Now, the issue here is really larger than just church leaders. It says clearly that God places a high priority on how each of us is doing with our wife, our husband, our children, our parents. In Proverbs 14:1, God describes the difference between a wise and a foolish woman, "The wise woman builds her house, but with her own hands the foolish one tears hers down." A woman has incredible power to either build her family up or tear them down. Later in that same chapter, God tells us that, "He who fears the Lord has a secure fortress, and for his children it will be a refuge." So, a man is either giving his loved ones a place where they feel safe - or it's another battlefield.

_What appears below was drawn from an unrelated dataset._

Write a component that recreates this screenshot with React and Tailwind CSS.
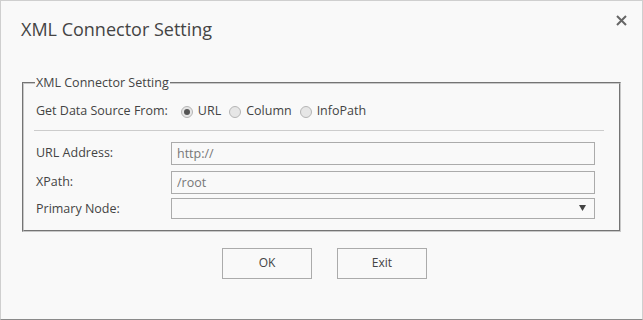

It may be that you have the vote of folks at work. They think you're great. Maybe you have the votes of the people who know the public you; you're charming, giving. And the folks at church may hold you in high regard, too. But none of that's what matters most. What matters is what your husband or wife thinks of you, your children, your parents. They see the real you. None of the fancy speeches or public acclaim or public image you have matters to them. They care if you are someone who puts others first or yourself first, if your actions at home measure up to your words outside the home, if you keep your promises or you break them. Your family cares if you lie or tell the truth, if you put them first or if they only get your leftovers, if they feel safe in your love ... if you build them up or you tear them down.

And those are things that really matter to God, too. If you want to see what a person is really like, see what their family thinks of them. They know you without the image, without the mask, without the nice speeches. There is no greater honor than to have your family consider you a hero. There is no greater disgrace than to have your family not believe in you. If you don't carry your home precinct, you lose. You have nothing more important to do than to be what they need you to be.